If the sinking fund payment or payments (mandatory or optional or
both) to be made in cash on the next succeeding sinking fund payment date plus
any unused balance of any preceding sinking fund payments made in cash shall
exceed $50,000 (or a lesser sum if the Issuer shall so request) with respect to
the Securities of any particular series, such cash shall be applied on the next
succeeding sinking fund payment date to the redemption of Securities of such
series at the sinking fund redemption price together with accrued interest to
the date fixed for redemption. If such amount shall be $50,000 or less and the
Issuer makes no such request then it shall be carried over until a sum in excess
of $50,000 is available. The Trustee shall select, in the manner provided in
Section 13.2, for redemption on such sinking fund payment date a sufficient
principal amount of Securities of such series to absorb said cash, as nearly as
may be, and shall (if requested in writing by the Issuer) inform the Issuer of
the serial numbers of the Securities of such series (or portions thereof) so
selected. Securities of any series which are (a) owned by the Issuer or an
entity known by the Trustee to be directly or indirectly controlling or
controlled by or under direct or indirect common control with the Issuer, as
shown by the Security Register, and not known to the Trustee to have been
pledged or hypothecated by the Issuer or any such entity or (b) identified in an
Officers' Certificate at least 60 days prior to the sinking fund payment date as
being beneficially owned by, and not pledged or hypothecated by, the Issuer or
an entity directly or indirectly controlling or controlled by or under direct or
indirect common control with the Issuer shall be excluded from Securities of
such series eligible for selection for redemption. The Trustee, in the name and
at the expense of the Issuer (or the Issuer, if it shall so request the Trustee
in writing) shall cause notice of redemption of the Securities of such series to
be given in substantially the manner provided in Section 13.2 (and with the
effect provided in Section 13.3) for the redemption of Securities of such series
in part at the option of the Issuer. The amount of any sinking fund payments not
so applied or allocated to the redemption of Securities of such series shall be
added to the next cash sinking fund payment for such series and, together with
such payment, shall be applied in accordance with the provisions of this
Section. Any and all sinking fund moneys held on the stated maturity date of the
Securities of any particular series (or earlier, if such maturity is
accelerated), which are not held for the payment or redemption of particular
Securities of such series shall be applied,
64
63
together with other moneys, if necessary, sufficient for the purpose, to the
payment of the principal of, and interest on, the Securities of such series at
maturity.
At least one Business Day before each sinking fund payment date, the
Issuer shall pay to the Trustee in cash or shall otherwise provide for the
payment of all interest accrued to the date fixed for redemption on Securities
to be redeemed on the next following sinking fund payment date.

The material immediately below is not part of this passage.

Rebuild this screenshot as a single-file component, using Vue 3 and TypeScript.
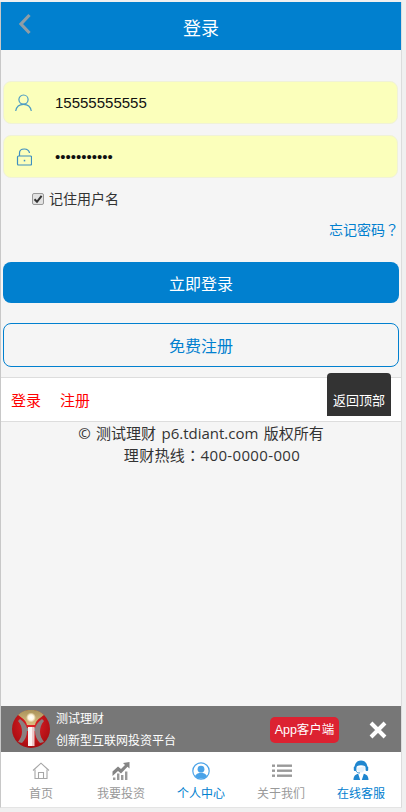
<script setup lang="ts">
const tabs = [
  { label: '首页', icon: 'home', active: false },
  { label: '我要投资', icon: 'chart', active: false },
  { label: '个人中心', icon: 'user', active: true },
  { label: '关于我们', icon: 'list', active: false },
  { label: '在线客服', icon: 'agent', active: true },
]
</script>

<template>
  <div class="frame">
    <header class="topbar">
      <svg class="back" width="14" height="22" viewBox="0 0 14 22">
        <path d="M11.5 2 L3 11 L11.5 20" fill="none" stroke="#8f9da6" stroke-width="3.2" />
      </svg>
      <h1>登录</h1>
    </header>

    <main class="form">
      <label class="field">
        <svg width="17" height="18" viewBox="0 0 17 18" fill="none" stroke="#4b9cc4" stroke-width="1.2">
          <circle cx="8.5" cy="5.6" r="4.6" />
          <path d="M0.7 17 C1.5 12.4 4.5 10.4 8.5 10.4 C12.5 10.4 15.5 12.4 16.3 17" />
        </svg>
        <input value="15555555555" readonly />
      </label>
      <label class="field">
        <svg width="17" height="18" viewBox="0 0 17 18" fill="none" stroke="#3f8fc0" stroke-width="1.2">
          <rect x="2.5" y="8" width="14" height="9" rx="1" />
          <path d="M4.5 8 V5 C4.5 2.3 6.5 1 9.3 1 C12.1 1 14.1 2.6 14.5 5" />
          <path d="M9.5 11.8 V13.4" stroke-width="1.5" />
        </svg>
        <input type="password" value="12345678901" readonly />
      </label>

      <label class="remember">
        <span class="check">
          <svg width="10" height="10" viewBox="0 0 10 10">
            <path d="M1.5 5.2 L4 7.8 L8.6 1.8" fill="none" stroke="#333" stroke-width="2" />
          </svg>
        </span>
        记住用户名
      </label>

      <a class="forgot">忘记密码<span class="tc">？</span></a>

      <button class="btn primary" type="button">立即登录</button>
      <button class="btn outline" type="button">免费注册</button>
    </main>

    <nav class="links">
      <a>登录</a>
      <a>注册</a>
      <a class="to-top">返回顶部</a>
    </nav>

    <footer class="copy">
      <p>© 测试理财 p6.tdiant.com 版权所有</p>
      <p class="hotline">理财热线<span class="tc">：</span>400-0000-000</p>
    </footer>

    <div class="spacer"></div>

    <aside class="appbar">
      <svg class="logo" width="38" height="38" viewBox="0 0 38 38">
        <defs>
          <radialGradient id="ball" cx="50%" cy="40%" r="60%">
            <stop offset="0%" stop-color="#e2242a" />
            <stop offset="100%" stop-color="#a80c10" />
          </radialGradient>
          <linearGradient id="gold" x1="0" y1="0" x2="0" y2="1">
            <stop offset="0%" stop-color="#a8935a" />
            <stop offset="100%" stop-color="#dcbc80" />
          </linearGradient>
          <radialGradient id="glow">
            <stop offset="0%" stop-color="#ffffff" />
            <stop offset="55%" stop-color="#fff6dc" />
            <stop offset="100%" stop-color="#fff6dc" stop-opacity="0" />
          </radialGradient>
        </defs>
        <circle cx="19" cy="19" r="19" fill="url(#ball)" />
        <path d="M6 5 A19 19 0 0 1 32 5 C28 8 24 10 23 15 L15 15 C14 10 10 8 6 5Z" fill="url(#gold)" />
        <circle cx="19" cy="7.5" r="5" fill="url(#glow)" />
        <path d="M8 9 C12 12 14 15 15 18 L23 18 C24 15 26 12 30 9 L32 11 C29 14 28 18 28 22 C28 26 30 29 32 32 L28 33 C25 30 23 26 23 21 L15 21 C15 26 13 30 10 33 L6 32 C8 29 10 26 10 22 C10 18 9 14 6 11Z" fill="#8b8080" />
        <rect x="16" y="17" width="6" height="19" fill="#fbf4f4" />
        <rect x="20" y="17" width="2.5" height="19" fill="#eec8c8" />
      </svg>
      <div class="slogan">
        <span>测试理财</span>
        <span>创新型互联网投资平台</span>
      </div>
      <a class="app-btn">App客户端</a>
      <svg class="close" width="18" height="18" viewBox="0 0 18 18">
        <path d="M2 2 L16 16 M16 2 L2 16" stroke="#fff" stroke-width="4" />
      </svg>
    </aside>

    <nav class="tabs">
      <a v-for="t in tabs" :key="t.label" class="tab" :class="{ active: t.active }">
        <svg v-if="t.icon === 'home'" width="18" height="18" viewBox="0 0 18 18" fill="none" stroke="#a6a6a6" stroke-width="1.1">
          <path d="M1 8.5 L9 1.2 L17 8.5" />
          <path d="M3 7.5 V16.5 H15 V7.5" />
          <path d="M6.5 16.5 V10.5 H11.5 V16.5" />
        </svg>
        <svg v-else-if="t.icon === 'chart'" width="18" height="18" viewBox="0 0 18 18">
          <path d="M0.5 9.5 L6 4.5 L9 7 L13 3 L11 1 L17.5 0 L17.5 6.5 L15.5 4.8 L9 11.5 L6 9 L0.5 14Z" fill="#858585" />
          <path d="M1 18 V15.5 H3.4 V18Z M5 18 V11.5 H7.4 V18Z M9 18 V13 H11.4 V18Z M13 18 V9.5 H15.4 V18Z" fill="#9a9a9a" />
        </svg>
        <svg v-else-if="t.icon === 'user'" width="18" height="18" viewBox="0 0 18 18">
          <circle cx="9" cy="9" r="8.2" fill="#fff" stroke="#4aa3e8" stroke-width="1.2" />
          <circle cx="9" cy="7.2" r="3.4" fill="#4aa3e8" />
          <path d="M3 14 C4.5 11.5 6.5 10.8 9 10.8 C11.5 10.8 13.5 11.5 15 14 C13.5 15.8 11.5 16.6 9 16.6 C6.5 16.6 4.5 15.8 3 14Z" fill="#4aa3e8" />
        </svg>
        <svg v-else-if="t.icon === 'list'" class="list" width="20" height="18" viewBox="0 0 20 18" fill="#999">
          <rect x="0" y="2.5" width="3" height="2.4" />
          <rect x="5" y="2.5" width="15" height="2.4" />
          <rect x="0" y="7.5" width="3" height="2.4" />
          <rect x="5" y="7.5" width="15" height="2.4" />
          <rect x="0" y="12.5" width="3" height="2.4" />
          <rect x="5" y="12.5" width="15" height="2.4" />
        </svg>
        <svg v-else class="agent" width="16" height="20" viewBox="0 0 16 20">
          <path d="M1.5 8 C1.5 3 4.5 0.5 8 0.5 C11.5 0.5 14.5 3 14.5 8 L13 8 C13 6.4 11 5.2 8 5.2 C5 5.2 3 6.4 3 8Z" fill="#1f86cf" />
          <rect x="0.8" y="6.5" width="2.6" height="4.4" rx="1" fill="#1f86cf" />
          <rect x="12.6" y="6.5" width="2.6" height="4.4" rx="1" fill="#1f86cf" />
          <path d="M4 7.5 C6.5 7.5 9 7 11.6 6 C12.2 9.4 11 12.4 8 12.6 C5.4 12.6 4 10.4 4 7.5Z" fill="#e4f1fb" />
          <path d="M3 10.5 C3.4 12.4 5 13 7 13" fill="none" stroke="#1f86cf" stroke-width="0.9" />
          <path d="M0.5 20 C0.5 16 2.5 14.5 5.2 13.8 L7.2 20Z M15.5 20 C15.5 16 13.5 14.5 10.8 13.8 L8.8 20Z" fill="#1f86cf" />
        </svg>
        <span>{{ t.label }}</span>
      </a>
    </nav>
  </div>
</template>

<style>
html,
body {
  margin: 0;
  background: #f0f0f0;
}
</style>

<style scoped>
.frame {
  box-sizing: border-box;
  position: relative;
  width: 402px;
  height: 806px;
  margin-top: 2px;
  display: flex;
  flex-direction: column;
  background: #f5f5f5;
  border-left: 1px solid #c8c8c8;
  border-right: 1px solid #dcdcdc;
  border-bottom: 1px solid #e4e4e4;
  font-family: "Liberation Sans", "Noto Sans CJK SC", sans-serif;
  color: #333;
}

.tc {
  display: inline-block;
  height: 14px;
  line-height: 14px;
  font-family: "Noto Sans CJK TC", sans-serif;
}

.topbar {
  position: relative;
  box-sizing: border-box;
  height: 48px;
  padding-top: 1px;
  flex: none;
  display: flex;
  align-items: center;
  justify-content: center;
  background: #0180cf;
}
.topbar h1 {
  margin: 0;
  font-size: 18px;
  font-weight: 400;
  color: #fff;
}
.back {
  position: absolute;
  left: 17px;
  top: 11px;
}

.form {
  display: flex;
  flex-direction: column;
  padding: 31px 3px 0 2px;
}
.field {
  box-sizing: border-box;
  height: 43px;
  display: flex;
  align-items: center;
  padding-left: 11px;
  margin: 0 0 11px 0;
  width: 395px;
  background: #fbffbb;
  border: 1px solid #f0f2d8;
  border-radius: 8px;
}
.field svg {
  flex: none;
}
.field input {
  flex: 1;
  min-width: 0;
  margin-left: 23px;
  padding: 0;
  border: 0;
  outline: 0;
  background: transparent;
  font: 15px "Liberation Sans", sans-serif;
  color: #111;
}

.remember {
  display: flex;
  align-items: center;
  gap: 5px;
  height: 20px;
  margin: 0 0 0 29px;
  font-size: 14px;
  line-height: 20px;
}
.check {
  box-sizing: border-box;
  width: 12px;
  height: 12px;
  display: flex;
  align-items: center;
  justify-content: center;
  background: #e2e2e2;
  border: 1px solid #999;
  border-radius: 2px;
}

.forgot {
  display: block;
  height: 20px;
  align-self: flex-end;
  margin: 11px -1px 0 0;
  font-size: 14px;
  line-height: 20px;
  color: #0180cf;
}

.btn {
  box-sizing: border-box;
  display: block;
  width: 396px;
  padding: 0;
  border-radius: 8px;
  font: 16px "Liberation Sans", "Noto Sans CJK SC", sans-serif;
}
.primary {
  height: 41px;
  margin-top: 22px;
  background: #0180cf;
  border: 0;
  color: #fff;
}
.outline {
  height: 44px;
  margin-top: 20px;
  background: #f5f5f5;
  border: 1px solid #0180cf;
  color: #0180cf;
}

.links {
  position: relative;
  box-sizing: border-box;
  height: 45px;
  flex: none;
  margin-top: 10px;
  display: flex;
  align-items: center;
  gap: 19px;
  padding: 0 0 0 10px;
  background: #fff;
  border-top: 1px solid #ddd;
  border-bottom: 1px solid #ddd;
  font-size: 15px;
  color: #f00;
}
.to-top {
  position: absolute;
  left: 326px;
  top: -5px;
  box-sizing: border-box;
  width: 64px;
  height: 43px;
  padding-top: 20px;
  background: #333;
  border-radius: 4px 4px 0 0;
  font-size: 13px;
  line-height: 16px;
  text-align: center;
  color: #fff;
}

.copy {
  font-family: "Open Sans", "Noto Sans CJK SC", sans-serif;
  font-size: 15px;
  line-height: 23px;
  word-spacing: 1.5px;
  text-align: center;
  color: #333;
}
.copy p {
  margin: 0;
  height: 23px;
}
.copy .hotline {
  margin-top: -1px;
  padding-left: 22px;
  letter-spacing: 0.35px;
}

.spacer {
  flex: 1;
}

.appbar {
  position: relative;
  height: 46px;
  flex: none;
  display: flex;
  align-items: center;
  padding-left: 11px;
  background: #777;
  color: #fff;
}
.logo {
  flex: none;
}
.slogan {
  display: flex;
  flex-direction: column;
  gap: 6px;
  margin: 2px 0 0 6px;
  font-size: 12px;
  line-height: 16px;
}
.app-btn {
  margin-left: auto;
  margin-right: 30px;
  box-sizing: border-box;
  width: 69px;
  height: 26px;
  margin-top: 1px;
  background: #dc2231;
  border-radius: 5px;
  font-size: 12.5px;
  line-height: 26px;
  text-align: center;
}
.close {
  flex: none;
  margin-right: 14px;
  margin-top: 2px;
}

.tabs {
  height: 55px;
  flex: none;
  display: grid;
  grid-template-columns: repeat(5, 1fr);
  background: #fff;
}
.tab {
  display: flex;
  flex-direction: column;
  align-items: center;
  padding-top: 10px;
  gap: 5px;
  font-size: 12px;
  line-height: 18px;
  color: #999;
}
.tab.active {
  color: #0180cf;
}
.agent {
  margin: -2px 0 0;
}
.list {
  margin-left: 2px;
}
</style>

The Trustee shall not redeem or cause to be redeemed any Securities
of a series with sinking fund moneys or provide notice of redemption of
Securities for such series by operation of the sinking fund during the
continuance of a default in payment of interest on such Securities or of any
Event of Default except that, where the mailing or publication of notice of
redemption of any Securities shall theretofore have been made, the Trustee shall
redeem or cause to be redeemed such securities, provided that it shall have
received from the Issuer a sum sufficient for such redemption. Except as
aforesaid, any moneys in the sinking fund for such series at the time when any
such default or Event of Default shall occur, and any moneys thereafter paid
into the sinking fund, shall, during the continuance of such default or Event of
Default, be deemed to have been collected under Article Five and held for the
payment of all such Securities. In case such Event of Default shall have been
waived as provided in Section 5.10 or the default cured on or before the
sixtieth day preceding the sinking fund payment date in any year, such moneys
shall thereafter be applied on the next succeeding sinking fund payment date in
accordance with this Section to the redemption of such Securities.
65
64
IN WITNESS WHEREOF, the parties hereto have caused this Indenture to
be duly executed, and their respective corporate seals to be hereunto affixed
and attested, all as of December 1, 1986.
X. X. XXXXXX & CO. INCORPORATED
By___________________________________
Title: Senior Vice President and
Resident Counsel
[CORPORATE SEAL]
Attest:
By__________________________________
Title: Secretary
CITIBANK N.A.
By___________________________________
Title: Senior Trust Officer
[CORPORATE SEAL]
Attest:
By__________________________________
Title: Trust Officer
66
65
STATE OF New York )
) ss.:
COUNTY OF New York )
On this day of , 1988 before me personally
came , to me personally known, who, being by me duly
sworn, did depose and say that he resides at ; that he is a
of X.X. XXXXXX & CO. INCORPORATED, one of the parties described
in and which executed the above instrument; that he knows the corporate seal of
said corporation; that the seal affixed to said instrument is such corporate
seal; that it was so affixed pursuant to authority of the board of directors of
said corporation, and that he signed his name thereto by like authority.
[NOTARIAL SEAL]
______________________________________
Notary Public
STATE OF New York )
) ss.:
COUNTY OF New York )
On this day of , 1988 before me personally
came , to me personally known, who, being by me duly
sworn, did depose and say that he resides at ; that he is a
of CITIBANK, N.A., one of the parties described in and which
executed the above instrument; that he knows the corporate seal of said
corporation; that the seal affixed to said instrument is such corporate seal;
that it was so affixed pursuant to authority of the board of directors of said
corporation, and that he signed his name thereto by like authority.